Table 2. Euler simulation parameters

#### I/O-bound simulation

The results of the simulations have to be written to disk for a later analysis by scientists. What is more, even intermediate states are written to control if the simulation is running properly or to have results with time dimension. An excessive output of this data to disk may create an I/O-bound problem.

The test case chosen is Cash and Goods. This is a toy Agent Based Model for trading. Its memory and CPU requirements are negligible, so choosing a high rated output should push the I/O capacity of the system.

#### **Applications**

This test case differs from the two previous ones in essence. The two previous cases simulate physical behaviour to solve problems based on nature events. This test case simulates a complex system. A system is considered complex if shows at least one of the following properties:

- Feedback. The output of a step is injected as part of the input in the next step
- Spontaneous order. From a primary chaos or disorder some structure emerges
- Robustness
- Emergent organization
- Numerosity
- Hierarchical organization

The cash and good model is an agent based model (ABM) to emulate a simplistic trading system market. An ABM is a computational simulation where every item or agent has its own individual behavior and it is able to communicate with other agents or the environment. From the interactions between the agents it can emerge an unexpected behaviour. That is the reason to use ABM to study complex systems.

The cash and goods algorithm consists on the following rules repeated cyclically:

- Calculate demand of goods and cash from the neighbour agents
- Calculate the price for offering goods in function of stock and demand
- Break interactions with neighbours offering better prices or not offering enough goods
- Exchange goods and refresh cash and goods values after transactions

#### Simulation objective

The aim of every complex system simulation is to generate enough output for a later analysis. As complex systems usually have some random behaviour it is important to simulate using different seed or initial conditions to have a proper statistical population.

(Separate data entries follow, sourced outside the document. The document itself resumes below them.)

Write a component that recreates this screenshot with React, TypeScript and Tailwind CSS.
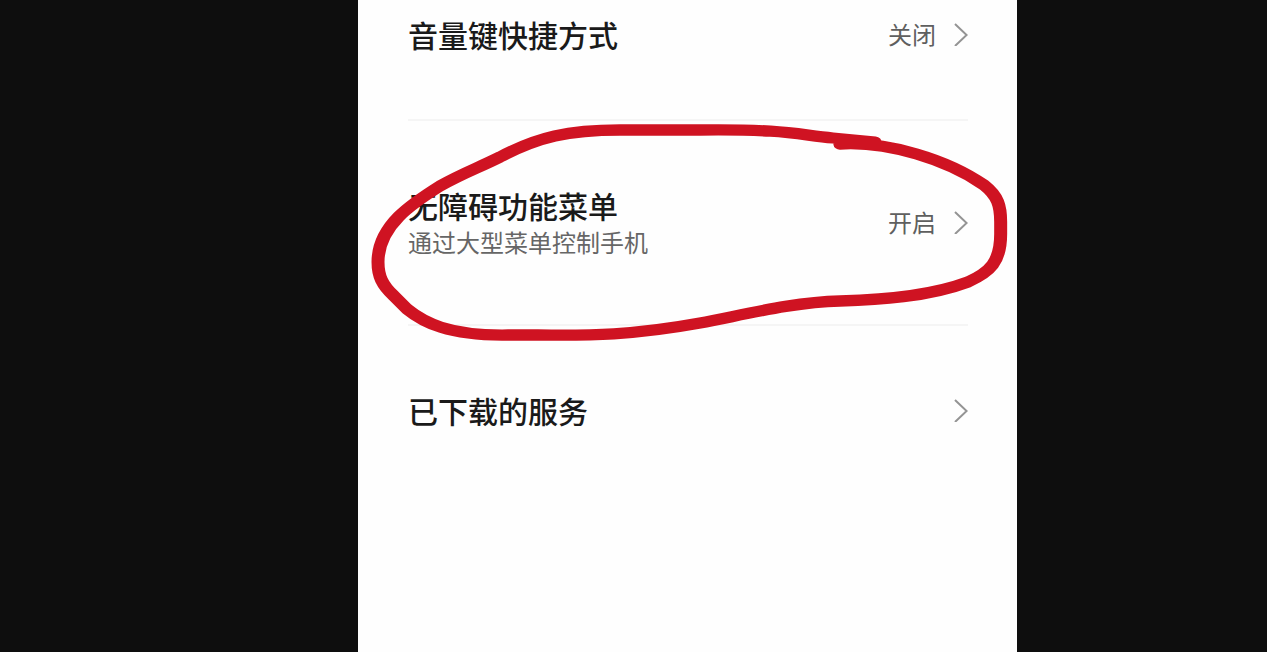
const MARKER_PATH = [
  "M419 144",
  "C461 141 513 160 544.3 185",
  "C556.5 196 558.8 206 558.8 222",
  "L558.8 234",
  "C558.8 262 549.6 272 530.4 282",
  "C495.7 297 452.2 300 419 301",
  "C378.3 302 334.8 315 297.4 323",
  "C230.4 337 191.3 335 156.5 335",
  "L130.4 335",
  "C78.3 336 56.5 322 42.6 309",
  "L31.3 296",
  "C20.9 285 17.4 276 17.4 262",
  "C17.4 225 47.8 203 71.3 186",
  "C91.3 173 104.3 168 123.5 157",
  "C156.5 137 182.6 130 227.8 130",
  "L297.4 130",
  "C373.9 129 382.6 135 413 138",
  "L449.6 142",
].join("");

function Chevron() {
  return (
    <svg className="h-6 w-3.5 shrink-0" viewBox="0 0 14 24" fill="none" aria-hidden="true">
      <path d="M1 2L12.6 13L1 24" stroke="#949494" strokeWidth="2" />
    </svg>
  );
}

type RowProps = { title: string; detail?: string; value?: string; first?: boolean };

function Row({ title, detail, value, first }: RowProps) {
  return (
    <li className="border-b-2 border-[#f5f5f5] last:border-b-0">
      <button
        type="button"
        className={`flex w-full items-center justify-between pb-[65px] text-left ${first ? "pt-3.5" : "pt-16"}`}
      >
        <span className="flex flex-col">
          <span className="text-[30px] leading-10 font-medium text-[#1a1a1a]">{title}</span>
          {detail && <span className="text-2xl leading-[34px] text-[#666666]">{detail}</span>}
        </span>
        <span className="flex items-center gap-[18px] text-2xl text-[#5f5f5f]">
          {value}
          <Chevron />
        </span>
      </button>
    </li>
  );
}

export default function App() {
  return (
    <div className="grid min-h-screen grid-cols-[358fr_659fr_250fr] bg-[#0e0e0e] font-['Noto_Sans_CJK_SC',sans-serif]">
      <main className="relative col-start-2 bg-[#fefefe] pr-[49px] pl-[50px]">
        <ul>
          <Row title="音量键快捷方式" value="关闭" first />
          <Row title="无障碍功能菜单" detail="通过大型菜单控制手机" value="开启" />
          <Row title="已下载的服务" />
        </ul>
        <svg
          className="pointer-events-none absolute top-0 left-0 h-[652px] w-full"
          viewBox="0 0 573 652"
          preserveAspectRatio="none"
          fill="none"
          aria-hidden="true"
        >
          <path
            d={MARKER_PATH}
            stroke="#cf1322"
            strokeWidth="11.3"
            strokeLinecap="round"
            strokeLinejoin="round"
          />
        </svg>
      </main>
    </div>
  );
}
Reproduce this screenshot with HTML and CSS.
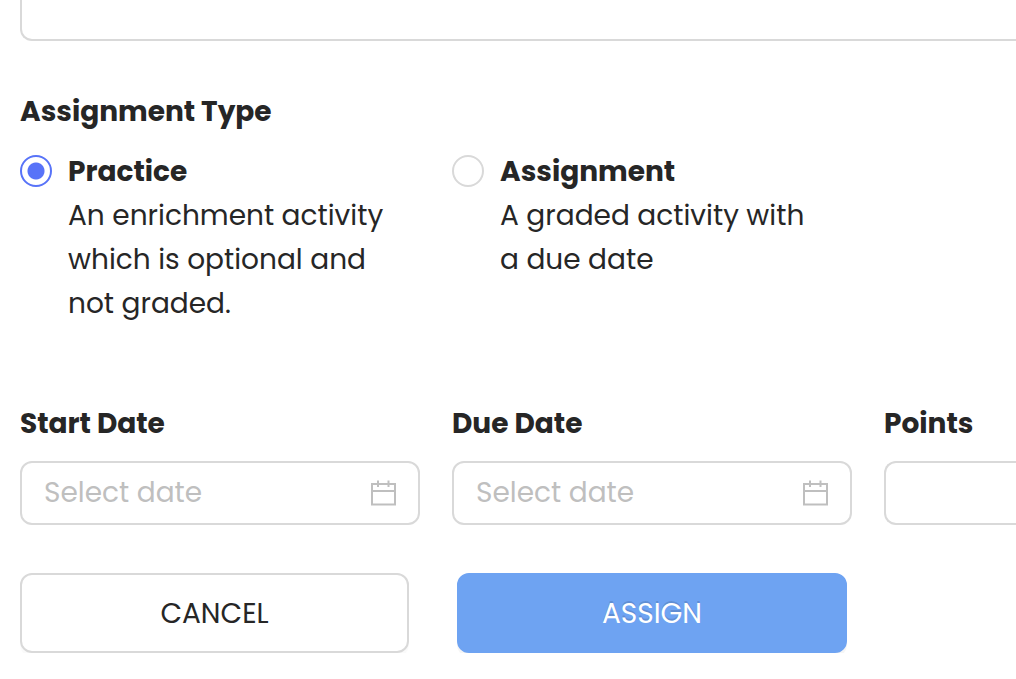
FILE: index.html
```
<!DOCTYPE html>
<html lang="en">
<head>
<meta charset="utf-8">
<title>Assign activity</title>
<link rel="stylesheet" href="styles.css">
</head>
<body>
<form class="form">
  <textarea class="notes" aria-label="Instructions"></textarea>
  <fieldset class="types">
    <legend class="heading">Assignment Type</legend>
    <div class="options">
      <label class="option">
        <input class="radio" type="radio" name="type" checked>
        <span class="option-text"><strong class="option-title">Practice</strong>An enrichment activity<br>which is optional and<br>not graded.</span>
      </label>
      <label class="option">
        <input class="radio" type="radio" name="type">
        <span class="option-text"><strong class="option-title">Assignment</strong>A graded activity with<br>a due date</span>
      </label>
    </div>
  </fieldset>
  <div class="fields">
    <div class="field">
      <label class="heading" for="start">Start Date</label>
      <div class="control">
        <input class="input" id="start" type="text" placeholder="Select date">
        <svg class="calendar" viewBox="0 0 28 28" aria-hidden="true"><path d="M2 5H25V25.5H2ZM2 12H25M8 1.5V8M18.5 1.5V8"/></svg>
      </div>
    </div>
    <div class="field">
      <label class="heading" for="due">Due Date</label>
      <div class="control">
        <input class="input" id="due" type="text" placeholder="Select date">
        <svg class="calendar" viewBox="0 0 28 28" aria-hidden="true"><path d="M2 5H25V25.5H2ZM2 12H25M8 1.5V8M18.5 1.5V8"/></svg>
      </div>
    </div>
    <div class="field">
      <label class="heading" for="points">Points</label>
      <div class="control control-flush"><input class="input" id="points" type="text"></div>
    </div>
  </div>
  <div class="actions">
    <button class="button" type="button">CANCEL</button>
    <button class="button primary" type="submit">ASSIGN</button>
  </div>
</form>
</body>
</html>
```
FILE: styles.css
```
* { box-sizing: border-box; }
body {
  margin: 0;
  background: #fff;
  color: #262626;
  font: 28px/44px Poppins, "Open Sans", sans-serif;
}
.form { padding-left: 20px; }
.notes {
  display: block;
  width: 100%;
  height: 41px;
  border: 2px solid #d9d9d9;
  border-width: 0 0 2px 2px;
  border-radius: 0 0 0 12px;
  resize: none;
}
.types { min-width: 0; margin: 49px 0 0; padding: 0; border: 0; }
.heading { display: block; padding: 0; font-weight: 700; }
.options { display: grid; grid-template-columns: 400px 400px; gap: 32px; padding-top: 16px; }
.option { display: flex; gap: 16px; }
.radio {
  appearance: none;
  flex: none;
  width: 32px;
  height: 32px;
  margin: 5px 0 0;
  border: 2px solid #d9d9d9;
  border-radius: 50%;
}
.radio:checked {
  border-color: #5873f8;
  background: radial-gradient(circle, #5873f8 0 8px, transparent 9px);
}
.option-text { white-space: nowrap; }
.option-title { display: block; font-weight: 700; }
.fields {
  display: grid;
  grid-template-columns: 400px 400px minmax(0, 1fr);
  gap: 32px;
  margin-top: 76px;
}
.control {
  display: flex;
  align-items: center;
  height: 64px;
  margin-top: 15px;
  padding: 0 20px 0 22px;
  border: 2px solid #d9d9d9;
  border-radius: 12px;
}
.control-flush { border-right: 0; border-radius: 12px 0 0 12px; }
.input {
  flex: 1;
  width: 100%;
  min-width: 0;
  padding: 0;
  border: 0;
  outline: 0;
  background: none;
  color: inherit;
  font: inherit;
}
.input::placeholder { color: #bfbfbf; opacity: 1; }
.calendar { flex: none; width: 28px; height: 28px; fill: none; stroke: #bfbfbf; stroke-width: 2; }
.actions { display: flex; gap: 48px; margin-top: 48px; }
.button {
  flex: 0 0 389px;
  height: 80px;
  padding: 2px 0 0;
  border: 2px solid #d9d9d9;
  border-radius: 12px;
  background: #fff;
  box-shadow: 0 4px 0 rgba(0, 0, 0, 0.02);
  color: #262626;
  font: inherit;
}
.primary {
  flex-basis: 390px;
  border-color: #6ea3f2;
  background: #6ea3f2;
  box-shadow: 0 4px 0 rgba(0, 0, 0, 0.04);
  color: #fff;
  text-shadow: 0 -2px 0 rgba(0, 0, 0, 0.12);
}
```
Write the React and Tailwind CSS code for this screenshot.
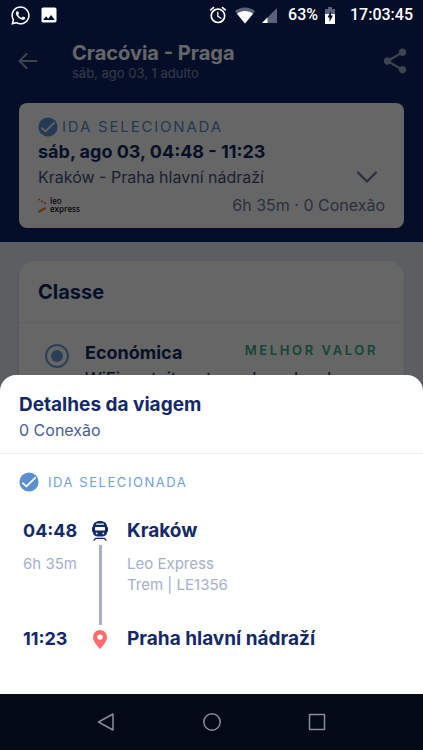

This test case runs a single simulation, which is not appropriate for a later analysis, but enough for the scope of this project. The result of the simulation, see Figure 5, is a graph of connected and unconnected nodes with the values of cash, goods and price of every agent.



Figure 5. Cash and goods simulation output

The Table 3 lists the parameters used to profile this simulation case.

| Dimensions                 | Adimensional           |
|----------------------------|------------------------|
| # of time steps (duration) | 10                     |
| Output frequency           | 1                      |
| Domain size                | 2000000 nodes          |
| # of variables             | 5 doubles              |
| Expected size              | 100 MB data + overhead |

Table 3. Cash and goods simulation parameters

#### Test architecture

## Domain decomposition

The three tests are based on domain decomposition in order to run in parallel. Every process in which the simulation is divided executes the same piece of code; the only difference is the data on the subdomain that is being executing in the process.

The Figure 6 and Figure 7 show the partition of the domain in mesh based simulations (Advection and Euler test cases) and graph based simulation (cash and goods test case).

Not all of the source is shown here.